= THE REQUEST =
Copy every line of the data in which the word "screenshot" occurs.
### ENTRIES SUPPLIED
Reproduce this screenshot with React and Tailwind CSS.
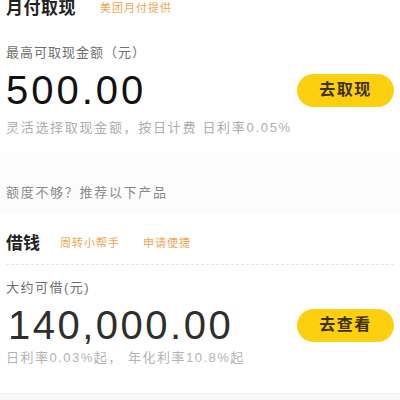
import React from 'react';

const font = { fontFamily: '"Liberation Sans", "Noto Sans CJK SC", sans-serif' };

const Section = ({ children, className = '' }) => (
  <div className={`bg-white px-[6px] ${className}`}>{children}</div>
);

const PillButton = ({ label }) => (
  <button className="h-[33px] w-[97px] rounded-full bg-[#fcd00f] text-[16px] font-bold tracking-[1.5px] text-[#3d3108] flex items-center justify-center">
    {label}
  </button>
);

const App = () => {
  return (
    <div className="w-[400px] h-[400px] overflow-hidden bg-[#f8f8f8]" style={font}>
      {/* 月付取现 */}
      <Section className="pt-[1px] pb-[15px]">
        <div className="h-[15px] flex items-center">
          <span className="text-[17px] font-bold leading-none text-[#222] tracking-[0.5px]">月付取现</span>
          <span className="ml-[24px] text-[11px] leading-none text-[#f2a552] tracking-[1px]">美团月付提供</span>
        </div>

        <div className="mt-[28px] h-[18px] flex items-center text-[13px] text-[#6f6f6f] tracking-[1px]">
          最高可取现金额（元）
        </div>

        <div className="mt-[8px] h-[40px] flex items-center justify-between">
          <span className="text-[40px] leading-none text-[#111] tracking-[3px]">500.00</span>
          <PillButton label="去取现" />
        </div>

        <div className="mt-[9px] h-[18px] flex items-center text-[13px] text-[#adadad] tracking-[1.7px] whitespace-nowrap">
          灵活选择取现金额，按日计费 日利率0.05%
        </div>
      </Section>

      {/* recommend */}
      <div className="bg-[#fcfcfc] px-[6px] pt-[32px] pb-[12px]">
        <div className="h-[18px] flex items-center text-[13px] text-[#8a8a8a] tracking-[1.7px]">
          额度不够？推荐以下产品
        </div>
      </div>

      {/* 借钱 */}
      <Section className="pt-[19px] pb-[26px] border-b border-[#f0f0f0]">
        <div className="h-[20px] flex items-center">
          <span className="text-[17px] font-bold leading-none text-[#222]">借钱</span>
          <span className="ml-[20px] text-[11px] leading-none text-[#f2a552] tracking-[1px]">周转小帮手</span>
          <span className="ml-[23px] text-[11px] leading-none text-[#f2a552] tracking-[1px]">申请便捷</span>
        </div>

        <div className="mt-[11px] border-t border-dashed border-[#e6e6e6]" />

        <div className="mt-[14px] h-[18px] flex items-center text-[13px] text-[#6f6f6f] tracking-[1.5px]">
          大约可借(元)
        </div>

        <div className="mt-[8px] h-[40px] flex items-center justify-between">
          <span className="ml-[2px] text-[40px] leading-none text-[#2e2e2e] tracking-[2.5px]">140,000.00</span>
          <PillButton label="去查看" />
        </div>

        <div className="mt-[4px] h-[18px] flex items-center text-[13px] text-[#b3b3b3] tracking-[1.5px] whitespace-nowrap">
          日利率0.03%起， 年化利率10.8%起
        </div>
      </Section>
    </div>
  );
};

export default App;
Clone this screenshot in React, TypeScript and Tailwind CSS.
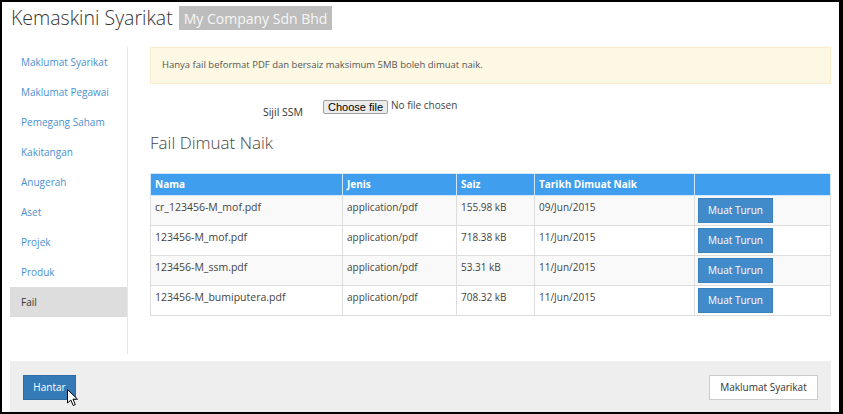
const sideItems = [
  "Maklumat Syarikat",
  "Maklumat Pegawai",
  "Pemegang Saham",
  "Kakitangan",
  "Anugerah",
  "Aset",
  "Projek",
  "Produk",
  "Fail",
];

const files = [
  { name: "cr_123456-M_mof.pdf", type: "application/pdf", size: "155.98 kB", date: "09/Jun/2015" },
  { name: "123456-M_mof.pdf", type: "application/pdf", size: "718.38 kB", date: "11/Jun/2015" },
  { name: "123456-M_ssm.pdf", type: "application/pdf", size: "53.31 kB", date: "11/Jun/2015" },
  { name: "123456-M_bumiputera.pdf", type: "application/pdf", size: "708.32 kB", date: "11/Jun/2015" },
];

export default function App() {
  return (
    <div
      className="relative w-[843px] h-[414px] bg-black pt-[2px] pl-[2px] pr-[4px] pb-[2px] text-[10px] text-[#333]"
      style={{ fontFamily: '"Open Sans", "Liberation Sans", sans-serif' }}
    >
      <div className="flex h-full flex-col bg-white">
        {/* Title */}
        <div className="flex h-[45px] items-start pl-[9px] pt-[4px]">
          <div className="flex h-[24px] items-center gap-[6px]">
            <h1 className="text-[19.5px] font-light leading-[24px] text-[#333]">Kemaskini Syarikat</h1>
            <span className="flex h-[24px] items-center bg-[#bdbdbd] px-[5px] text-[14px] text-[#f7f7f7]">
              My Company Sdn Bhd
            </span>
          </div>
        </div>

        {/* Body */}
        <div className="mx-[8px] flex h-[307px]">
          <ul className="w-[119px] border-r border-[#e6e6e6]">
            {sideItems.map((item) => (
              <li
                key={item}
                className={
                  item === "Fail"
                    ? "flex h-[30px] items-center bg-[#dddddd] pl-[11px] text-[#333]"
                    : "flex h-[30px] items-center pl-[11px] text-[#4a8fd0]"
                }
              >
                {item}
              </li>
            ))}
          </ul>

          <div className="flex-1 pl-[22px]">
            <div className="flex h-[37px] items-center border border-[#faebcc] bg-[#fcf8e3] px-[11px] text-[9.5px] text-[#555]">
              Hanya fail beformat PDF dan bersaiz maksimum 5MB boleh dimuat naik.
            </div>

            <div className="mt-[13px] flex h-[24px]">
              <div className="w-[153px] pt-[7px] text-right text-[10.5px] leading-[16px] text-[#333]">Sijil SSM</div>
              <div className="ml-[20px] flex items-start pt-[3px]">
                <span
                  className="flex h-[14px] items-center rounded-[2px] border border-[#a0a0a0] bg-[#ececec] px-[4px] text-[11px] text-black"
                  style={{ fontFamily: '"Liberation Sans", Arial, sans-serif' }}
                >
                  Choose file
                </span>
                <span className="ml-[3px] leading-[11px] text-[#444]">No file chosen</span>
              </div>
            </div>

            <h2 className="mt-[11px] h-[22px] text-[17px] font-light leading-[22px] text-[#444]">Fail Dimuat Naik</h2>

            <table className="mt-[19px] w-[680px] table-fixed border-collapse border border-[#ddd]">
              <colgroup>
                <col className="w-[192px]" />
                <col className="w-[114px]" />
                <col className="w-[78px]" />
                <col className="w-[160px]" />
                <col className="w-[136px]" />
              </colgroup>
              <thead>
                <tr className="bg-[#3f9fee] text-white">
                  <th className="border border-[#cfe6fb] px-[4px] py-[3px] text-left font-bold leading-[15px]">Nama</th>
                  <th className="border border-[#cfe6fb] px-[4px] py-[3px] text-left font-bold leading-[15px]">Jenis</th>
                  <th className="border border-[#cfe6fb] px-[4px] py-[3px] text-left font-bold leading-[15px]">Saiz</th>
                  <th className="border border-[#cfe6fb] px-[4px] py-[3px] text-left font-bold leading-[15px]">Tarikh Dimuat Naik</th>
                  <th className="border border-[#cfe6fb] px-[4px] py-[3px]"></th>
                </tr>
              </thead>
              <tbody>
                {files.map((f, i) => (
                  <tr key={f.name} className={i % 2 === 0 ? "bg-[#f9f9f9]" : "bg-white"}>
                    <td className="border border-[#ddd] px-[4px] pt-[3px] align-top text-[10.5px] leading-[16px] text-[#444]">{f.name}</td>
                    <td className="border border-[#ddd] px-[4px] pt-[3px] align-top leading-[16px] text-[#444]">{f.type}</td>
                    <td className="border border-[#ddd] px-[4px] pt-[3px] align-top leading-[16px] text-[#444]">{f.size}</td>
                    <td className="border border-[#ddd] px-[4px] pt-[3px] align-top leading-[16px] text-[#444]">{f.date}</td>
                    <td className="border border-[#ddd] px-[3px] py-[2px] align-top">
                      <button className="flex h-[25px] w-[75px] items-center justify-center border border-[#3a7fc0] bg-[#428bca] text-[10px] text-white">
                        Muat Turun
                      </button>
                    </td>
                  </tr>
                ))}
              </tbody>
            </table>
          </div>
        </div>

        {/* Footer */}
        <div className="mx-[8px] mt-[7px] flex h-[51px] items-start justify-between bg-[#eeeeee] px-[13px] pt-[14px]">
          <button className="flex h-[25px] w-[53px] items-center justify-center border border-[#2e6da4] bg-[#337ab7] text-[10px] text-white">
            Hantar
          </button>
          <button className="flex h-[25px] w-[109px] items-center justify-center border border-[#ccc] bg-white text-[10px] text-[#333]">
            Maklumat Syarikat
          </button>
        </div>
      </div>

      {/* mouse pointer */}
      <svg className="absolute left-[67px] top-[389px]" width="12" height="18" viewBox="0 0 12 18">
        <path d="M0.5 0.5 L0.5 14 L3.8 11 L6.2 16.5 L8.3 15.6 L6 10.2 L10.5 10.2 Z" fill="white" stroke="black" strokeWidth="1" />
      </svg>
    </div>
  );
}
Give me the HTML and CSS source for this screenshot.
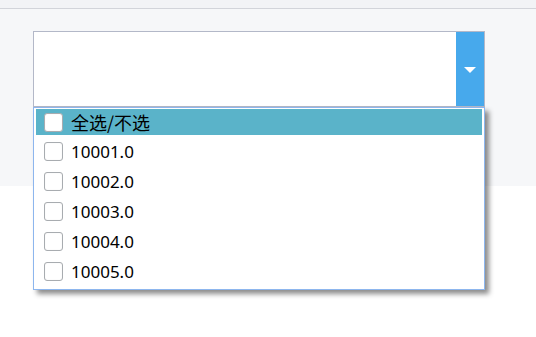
FILE: index.html
```html
<!DOCTYPE html>
<html>
<head>
<meta charset="utf-8">
<link rel="stylesheet" href="styles.css">
</head>
<body>
<div class="page">
<div class="topbar"></div>
<div class="panel">
  <div class="combo">
    <div class="combo-field"></div>
    <div class="combo-btn">
      <svg width="12" height="6" viewBox="0 0 12 6"><polygon points="0,0 12,0 6,6" fill="#fff"/></svg>
    </div>
    <div class="dropdown">
      <div class="item item-all"><span class="cb"></span><span class="label cjk">全选/不选</span></div>
      <div class="item"><span class="cb"></span><span class="label">10001.0</span></div>
      <div class="item"><span class="cb"></span><span class="label">10002.0</span></div>
      <div class="item"><span class="cb"></span><span class="label">10003.0</span></div>
      <div class="item"><span class="cb"></span><span class="label">10004.0</span></div>
      <div class="item"><span class="cb"></span><span class="label">10005.0</span></div>
    </div>
  </div>
</div>
</div>
</body>
</html>
```
FILE: styles.css
```css
html, body {
  margin: 0;
  padding: 0;
  background: #fff;
  font-family: "Noto Sans", "Noto Sans CJK SC", sans-serif;
}
.page {
  min-height: 337px;
  background: #fff;
}
.topbar {
  height: 8px;
  background: #f2f3f6;
  border-bottom: 1px solid #d2d4da;
}
.panel {
  height: 155px;
  background: #f6f7f9;
  padding: 22px 0 0 33px;
}
.combo {
  position: relative;
  z-index: 1;
  width: 452px;
  height: 76px;
  box-sizing: border-box;
  border: 1px solid #b3b8c8;
  background: #fff;
  display: flex;
}
.combo-field {
  flex: 1;
}
.combo-btn {
  width: 28px;
  background: #47a9ec;
  display: flex;
  align-items: center;
  justify-content: center;
}
.combo-btn svg {
  display: block;
  margin-top: 2px;
}
.dropdown {
  position: absolute;
  z-index: 2;
  left: -1px;
  top: 75px;
  width: 452px;
  box-sizing: border-box;
  border: 1px solid #8db6ee;
  padding: 1px 2px 3px 2px;
  background: #fff;
  box-shadow: 4px 4px 5px rgba(0, 0, 0, 0.45);
}
.item {
  height: 30px;
  display: flex;
  align-items: center;
  padding-left: 8px;
  font-size: 17px;
  color: #000;
}
.item-all {
  height: 26px;
  margin-bottom: 1px;
  background: #5ab3c9;
}
.cb {
  width: 17px;
  height: 17px;
  border: 1px solid #a8acb0;
  border-radius: 3px;
  background: #fff;
  box-shadow: inset 0 0 1px rgba(0,0,0,0.15);
  flex: none;
}
.label {
  margin-left: 8px;
  line-height: 1;
}
.cjk {
  font-family: "Noto Sans CJK SC", sans-serif;
  font-size: 18px;
}
```
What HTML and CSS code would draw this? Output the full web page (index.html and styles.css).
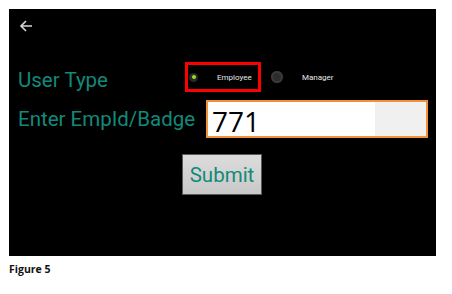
######
= SOLUTION FOR THIS EXERCISE =
Reproduce this screenshot with React and Tailwind CSS.
Clone this screenshot in React, TypeScript and Tailwind CSS.
Give me the HTML and CSS source for this screenshot.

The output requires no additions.